— Begin TASK INPUTS —

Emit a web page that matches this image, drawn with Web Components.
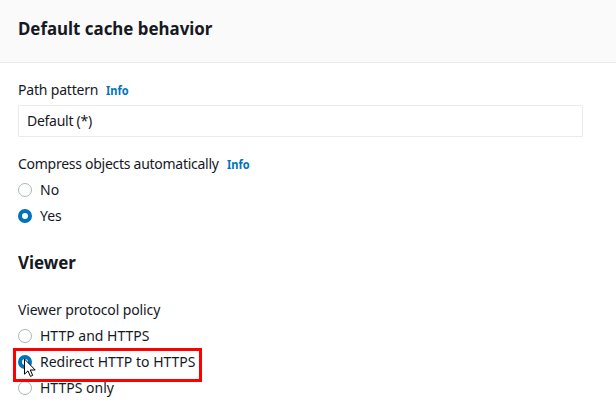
<!DOCTYPE html>
<html lang="en"><head><meta charset="utf-8"><title>Default cache behavior</title>
<style>html,body{margin:0;height:100%;overflow:hidden;background:#fff}</style></head>
<body><cache-panel></cache-panel>
<script>
class InfoLink extends HTMLElement{constructor(){super();this.attachShadow({mode:'open'}).innerHTML=`<style>:host{display:inline-block;margin-left:8px;font-size:12px;font-weight:700;letter-spacing:0;color:#0073bb;transform:scaleX(.92);transform-origin:0 50%}</style><slot></slot>`}}
class RadioOption extends HTMLElement{constructor(){super();this.attachShadow({mode:'open'}).innerHTML=`<style>
:host{display:flex;align-items:center;height:26px;gap:8px;white-space:nowrap}
i{box-sizing:border-box;width:14px;height:14px;border:1px solid #aab7b8;border-radius:50%;background:#fff;flex:none}
:host([checked]) i{border:4px solid #0073bb}</style><i></i><span><slot></slot></span>`}}
class MousePointer extends HTMLElement{constructor(){super();this.attachShadow({mode:'open'}).innerHTML=`<style>:host{display:block}svg{display:block}</style><svg width="13" height="20" viewBox="0 0 13 20"><path d="M.5 1v15.2l3.5-3.3 2.4 5.5 2.3-1-2.4-5.4h4.9z" fill="#fff" stroke="#000"/></svg>`}}
class CachePanel extends HTMLElement{constructor(){super();this.attachShadow({mode:'open'}).innerHTML=`<style>
:host{display:block;position:relative;height:411px;overflow:hidden;font:14px/20px "Noto Sans",sans-serif;color:#16191f}
header{box-sizing:border-box;height:63px;padding:17px 18px;background:#fafafa;border-bottom:1px solid #eaeaea}
h2,h3{margin:0;font-size:18px;line-height:22px;font-weight:700;transform:scaleX(.938);transform-origin:0 50%}
main{padding:17px 18px 0}
.label{height:20px;white-space:nowrap}
.path{letter-spacing:-.19px}.compress{letter-spacing:-.27px}.policy{letter-spacing:-.11px}
.compress,.policy{margin-bottom:3px}
.input{box-sizing:border-box;width:565px;height:32px;border:1px solid #eaeaea;border-radius:1px;padding:5px 8px;margin:5px 0 17px;letter-spacing:-.27px}
h3{margin:22px 0 27px}
.ring{position:absolute;left:13px;top:348px;width:189px;height:34px;box-sizing:border-box;border:3px solid #f00}
mouse-pointer{position:absolute;left:24px;top:358px}
</style><header><h2>Default cache behavior</h2></header><main>
<div class="label path">Path pattern<info-link>Info</info-link></div><div class="input">Default (*)</div>
<div class="label compress">Compress objects automatically<info-link>Info</info-link></div>
<radio-option>No</radio-option><radio-option checked>Yes</radio-option>
<h3>Viewer</h3><div class="label policy">Viewer protocol policy</div>
<radio-option>HTTP and HTTPS</radio-option><radio-option checked>Redirect HTTP to HTTPS</radio-option><radio-option>HTTPS only</radio-option></main><div class="ring"></div><mouse-pointer></mouse-pointer>`}}
customElements.define('info-link',InfoLink);customElements.define('radio-option',RadioOption);customElements.define('mouse-pointer',MousePointer);customElements.define('cache-panel',CachePanel);
</script></body></html>
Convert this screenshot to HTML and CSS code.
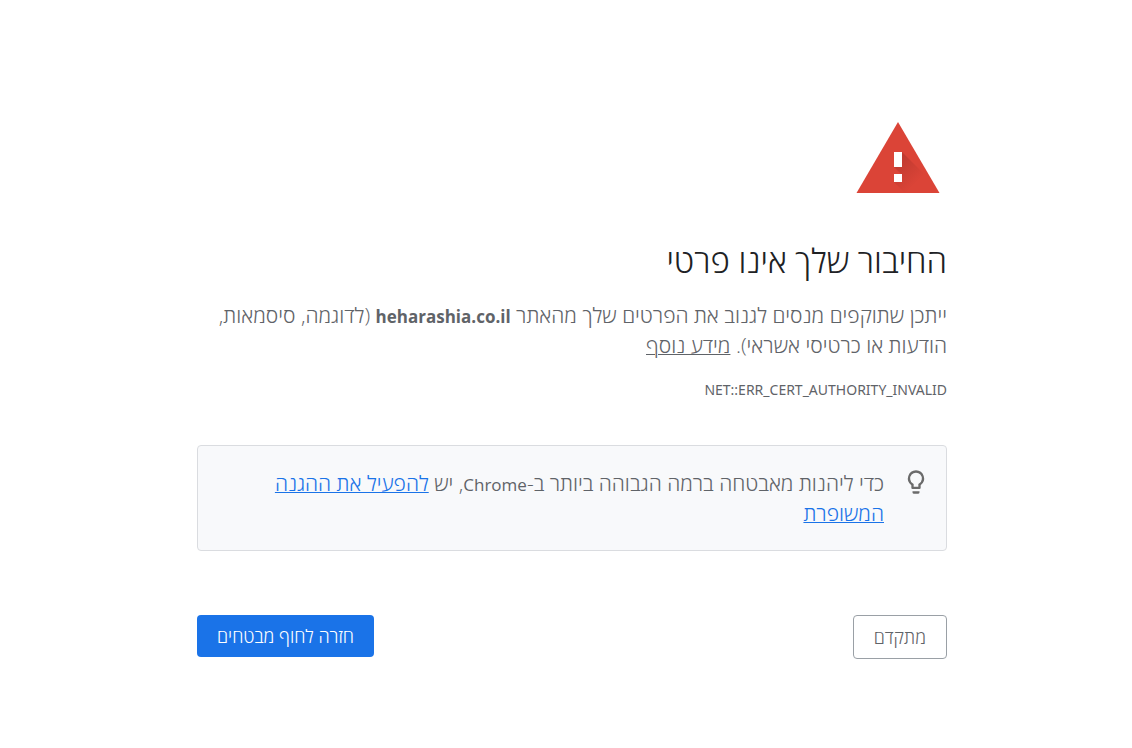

— End TASK INPUTS —

__PROBLEM STATEMENT__: Lines in the records that hold the word "this" are to be counted; give only the total.

__THE SOLUTION__: 6